The task: Skip all pictures, then copy the lines from the start of the data through the line with "leading-[14px] font-semibold tracking-[1.500px]", keeping both ends.

────────────────

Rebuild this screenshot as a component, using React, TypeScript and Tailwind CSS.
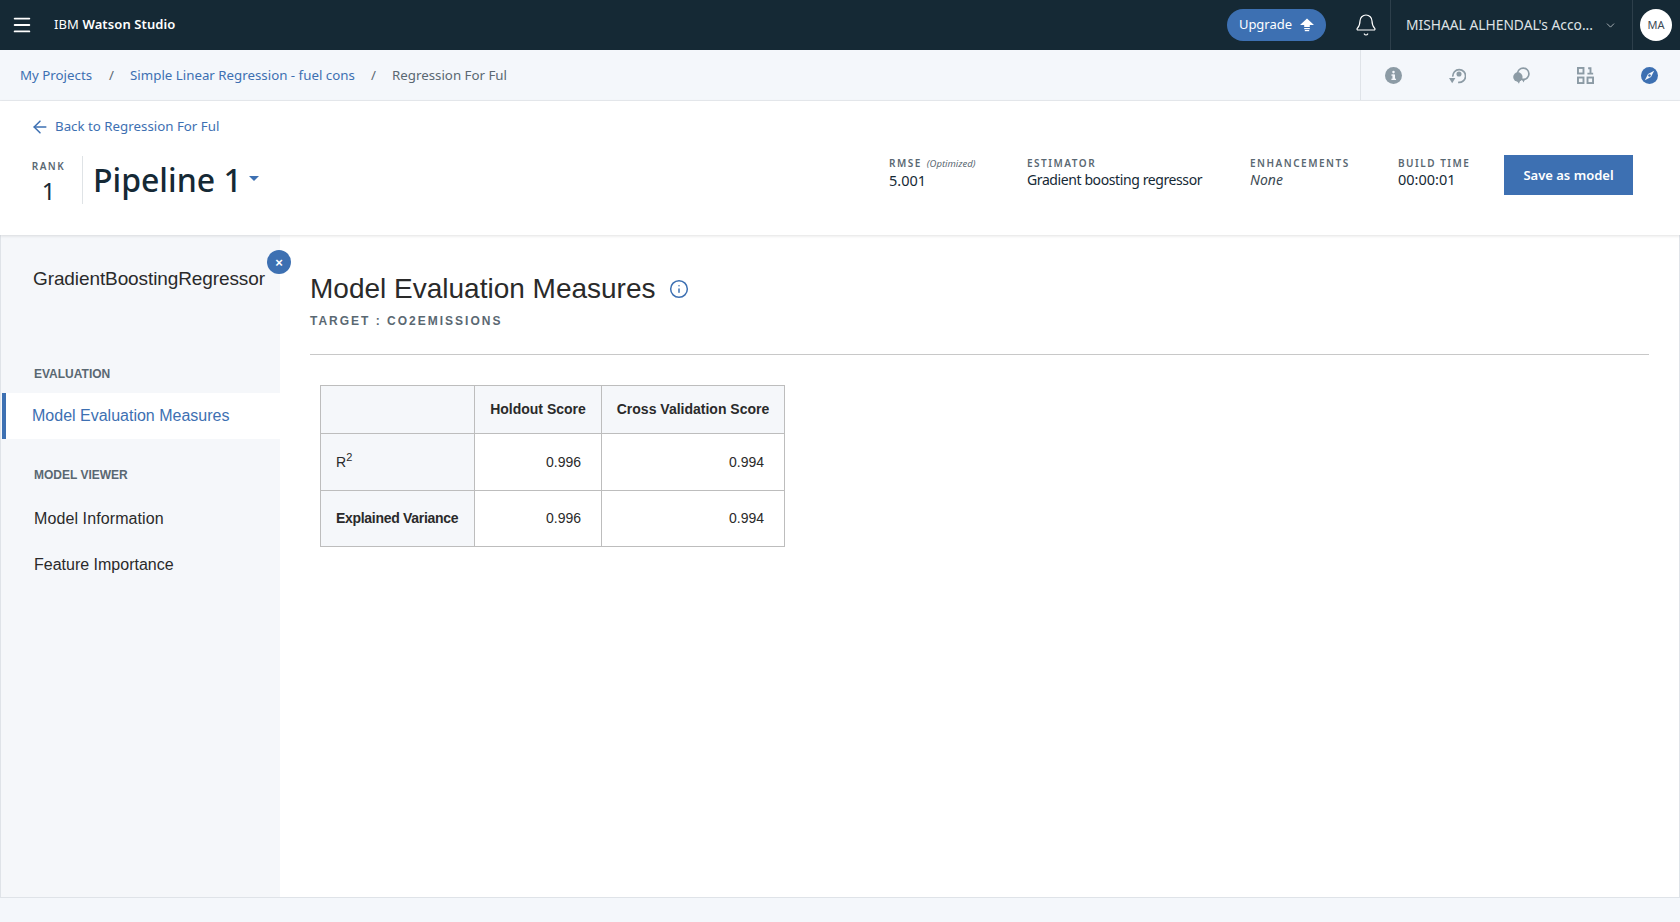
import { ArrowLeft, Bell, ChevronDown, Info, Menu } from "lucide-react";

const plex = "font-['Noto_Sans',sans-serif]";
const helv = "font-['Liberation_Sans',Arial,sans-serif]";

const labelCls = "text-[10px] leading-[14px] font-semibold tracking-[1.500px] text-[#5a6872]";

function ToolIcons() {
  return (
    <div className="flex h-full w-[320px] items-center justify-between border-l border-[#dfe3e8] pl-[24px] pr-[22px]">
      <svg width="17" height="17" viewBox="0 0 16 16">
        <circle cx="8" cy="8" r="8" fill="#8c9ba5" />
        <rect x="7" y="7" width="2.4" height="5" fill="#f4f7fb" />
        <rect x="6" y="7" width="2" height="1.2" fill="#f4f7fb" />
        <rect x="6" y="11" width="4.4" height="1.2" fill="#f4f7fb" />
        <circle cx="8" cy="4.8" r="1.2" fill="#f4f7fb" />
      </svg>
      <svg width="17" height="17" viewBox="0 0 16 16" fill="none">
        <path d="M3.600 9a6 6 0 1 1 5 5.400" stroke="#8c9ba5" strokeWidth="1.600" />
        <circle cx="9.400" cy="6.600" r="2.400" fill="#8c9ba5" />
        <path d="M0 10.400h6l-3 5z" fill="#8c9ba5" />
      </svg>
      <svg width="17" height="17" viewBox="0 0 16 16" fill="none">
        <circle cx="9.600" cy="6.400" r="5.400" stroke="#8c9ba5" strokeWidth="1.600" />
        <circle cx="4.600" cy="9.400" r="4.400" fill="#8c9ba5" />
        <path d="M3 12h4l-1.400 3.800zM8 11h3.400l-1.400 3.600z" fill="#8c9ba5" />
      </svg>
      <svg width="17" height="17" viewBox="0 0 16 16" fill="none" stroke="#8c9ba5" strokeWidth="1.800">
        <rect x="0.900" y="0.900" width="5.200" height="5.200" />
        <rect x="0.900" y="9.900" width="5.200" height="5.200" />
        <rect x="9.900" y="9.900" width="5.200" height="5.200" />
        <path d="M10.500 1.200h2.200v5M9.800 6.200h5.400" />
      </svg>
      <svg width="17" height="17" viewBox="0 0 16 16">
        <circle cx="8" cy="8" r="8" fill="#3d70b2" />
        <path d="M12.400 3.600 9.400 9.400 3.600 12.400 6.600 6.600z" fill="#f4f7fb" />
        <circle cx="8" cy="8" r="1.200" fill="#3d70b2" />
      </svg>
    </div>
  );
}

export default function App() {
  return (
    <div className={`flex h-[922px] w-[1680px] flex-col overflow-hidden bg-[#f4f7fb] ${plex}`}>
      <header className="flex h-[50px] shrink-0 items-center bg-[#152935] text-white">
        <Menu className="ml-[11px] h-[22px] w-[22px]" strokeWidth={2} />
        <div className="ml-[21px] text-[13px] tracking-[0.1px]">
          IBM <span className="font-semibold">Watson Studio</span>
        </div>
        <div className="ml-auto flex h-[32px] w-[99px] items-center justify-center gap-[8px] rounded-full bg-[#3d70b2] text-[13px]">
          Upgrade
          <svg width="14" height="14" viewBox="0 0 14 14" fill="#fff">
            <path d="M7 0.500 14 7H9.800V9H4.200V7H0z" />
            <rect x="4.200" y="10" width="5.600" height="1.200" />
            <rect x="4.800" y="12" width="4.400" height="1.200" />
          </svg>
        </div>
        <div className="flex w-[64px] justify-end pr-[12px]">
          <Bell className="h-[24px] w-[24px]" strokeWidth={1.200} />
        </div>
        <div className="flex h-full w-[242px] items-center border-l border-[#2d3f4b] pl-[15px] text-[13.800px] text-[#dfe3e6]">
          MISHAAL ALHENDAL's Acco...
          <ChevronDown className="ml-[11px] h-[13px] w-[13px]" strokeWidth={1.300} />
        </div>
        <div className="flex h-full w-[48px] items-center justify-center border-l border-[#2d3f4b] pr-[1px]">
          <div className="flex h-[32px] w-[32px] items-center justify-center rounded-full bg-white text-[11px] text-[#3d4a54]">
            MA
          </div>
        </div>
      </header>

      <nav className="flex h-[51px] shrink-0 items-center justify-between border-b border-[#e8ebef] text-[13.300px]">
        <div className="flex items-center pl-[20px] pt-[1px]">
          <span className="text-[#3d70b2]">My Projects</span>
          <span className="ml-[17px] mr-[16px] text-[#5a6872]">/</span>
          <span className="w-[225px] overflow-hidden whitespace-nowrap text-[#3d70b2]">
            Simple Linear Regression - fuel cons
          </span>
          <span className="mx-[16px] text-[#5a6872]">/</span>
          <span className="text-[#5a6872]">Regression For Ful</span>
        </div>
        <ToolIcons />
      </nav>

      <section className="relative z-10 flex h-[134px] shrink-0 bg-white pl-[32px] pr-[47px] shadow-[0_1px_3px_rgba(0,0,0,0.12)]">
        <div className="flex flex-col">
          <div className="-ml-[2px] mt-[16px] flex items-center gap-[5px] text-[13.300px] text-[#3d70b2]">
            <ArrowLeft className="h-[20px] w-[20px]" strokeWidth={1.800} />
            Back to Regression For Ful
          </div>
          <div className="mt-[19px] flex">
            <div className="flex w-[50px] flex-col items-center pr-[17px] pt-[3px]">
              <span className={labelCls}>RANK</span>
              <span className="mt-[4px] text-[24px] leading-[28px] text-[#152935]">1</span>
            </div>
            <div className="flex h-[48px] items-center border-l border-[#dfe3e6] pl-[10px]">
              <span className="text-[32px] font-medium text-[#152935]">Pipeline 1</span>
              <span className="mb-[3px] ml-[7px] h-0 w-0 border-x-[5px] border-t-[5px] border-x-transparent border-t-[#3d70b2]" />
            </div>
          </div>
        </div>
        <div className="ml-auto flex pt-[55px]">
          <div className="w-[138px] pl-[1px]">
            <div className="flex items-baseline gap-[5px]">
              <span className={labelCls}>RMSE</span>
              <span className="text-[9.500px] italic text-[#5a6872]">(Optimized)</span>
            </div>
            <div className="-mt-[1px] text-[14.500px] leading-[20px] text-[#152935]">5.001</div>
          </div>
          <div className="w-[223px] pl-[1px]">
            <div className={labelCls}>ESTIMATOR</div>
            <div className="text-[14px] leading-[20px] tracking-[-0.400px] text-[#152935]">
              Gradient boosting regressor
            </div>
          </div>
          <div className="w-[148px] pl-[1px]">
            <div className={labelCls}>ENHANCEMENTS</div>
            <div className="text-[14px] italic leading-[20px] text-[#3d4a54]">None</div>
          </div>
          <div className="w-[107px] pl-[1px]">
            <div className={labelCls}>BUILD TIME</div>
            <div className="-mt-[1px] text-[14.500px] leading-[20px] text-[#152935]">00:00:01</div>
          </div>
          <div className="-mt-[1px] flex h-[40px] w-[129px] items-center justify-center bg-[#3d70b2] pt-[1px] text-[13px] font-semibold text-white">
            Save as model
          </div>
        </div>
      </section>

      <div className={`flex h-[663px] shrink-0 border-b border-[#dfe3e8] bg-white ${helv}`}>
        <aside className="relative w-[280px] shrink-0 border-l border-[#dfe3e8] bg-[#f5f7fa] pt-[33px]">
          <div className="pl-[32px] text-[19px] leading-[22px] tracking-[-0.100px] text-[#2a2a2a]">GradientBoostingRegressor</div>
          <div className="absolute left-[266px] top-[15px] flex h-[24px] w-[24px] items-center justify-center rounded-full bg-[#3d70b2] text-[13px] font-bold leading-none text-white">
            ×
          </div>
          <div className="mt-[75px] pl-[33px] text-[12px] font-bold text-[#5a6872]">EVALUATION</div>
          <div className="ml-[1px] mt-[10px] flex h-[46px] items-center border-l-[4px] border-[#3d70b2] bg-white pl-[26px] text-[16px] text-[#3d70b2]">
            Model Evaluation Measures
          </div>
          <div className="mt-[27px] pl-[33px] text-[12px] font-bold text-[#5a6872]">MODEL VIEWER</div>
          <div className="mt-[24px] pl-[33px] text-[16px] leading-[22px] tracking-[0.100px] text-[#2a2a2a]">Model Information</div>
          <div className="mt-[24px] pl-[33px] text-[16px] leading-[22px] text-[#2a2a2a]">Feature Importance</div>
        </aside>
        <main className="flex-1 border-r border-[#dfe3e8] pl-[30px] pr-[30px] pt-[36px]">
          <div className="flex items-center">
            <h1 className="text-[28px] leading-[36px] text-[#2a2a2a]">Model Evaluation Measures</h1>
            <Info className="ml-[13px] h-[20px] w-[20px] text-[#3d70b2]" strokeWidth={1.800} />
          </div>
          <div className="mt-[5px] text-[12px] font-bold tracking-[2px] text-[#5a6872]">TARGET : CO2EMISSIONS</div>
          <div className="mt-[24px] border-t border-[#c8c8c8]" />
          <table className="ml-[10px] mt-[30px] border-collapse text-[14px] text-[#2a2a2a]">
            <tbody>
              <tr className="h-[48px] bg-[#f5f7fa] font-bold">
                <td className="w-[154px] border border-[#bdbdbd]" />
                <td className="w-[127px] border border-[#bdbdbd] text-center">Holdout Score</td>
                <td className="w-[183px] border border-[#bdbdbd] text-center">Cross Validation Score</td>
              </tr>
              <tr className="h-[57px]">
                <td className="border border-[#bdbdbd] bg-[#f5f7fa] pl-[15px]">
                  R<sup className="text-[11px]">2</sup>
                </td>
                <td className="border border-[#bdbdbd] pr-[20px] text-right">0.996</td>
                <td className="border border-[#bdbdbd] pr-[20px] text-right">0.994</td>
              </tr>
              <tr className="h-[56px]">
                <td className="border border-[#bdbdbd] bg-[#f5f7fa] pl-[15px] font-bold tracking-[-0.300px]">Explained Variance</td>
                <td className="border border-[#bdbdbd] pr-[20px] text-right">0.996</td>
                <td className="border border-[#bdbdbd] pr-[20px] text-right">0.994</td>
              </tr>
            </tbody>
          </table>
        </main>
      </div>
    </div>
  );
}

────────────────

Correct output:
Rebuild this screenshot as a component, using React, TypeScript and Tailwind CSS.
import { ArrowLeft, Bell, ChevronDown, Info, Menu } from "lucide-react";

const plex = "font-['Noto_Sans',sans-serif]";
const helv = "font-['Liberation_Sans',Arial,sans-serif]";

const labelCls = "text-[10px] leading-[14px] font-semibold tracking-[1.500px] text-[#5a6872]";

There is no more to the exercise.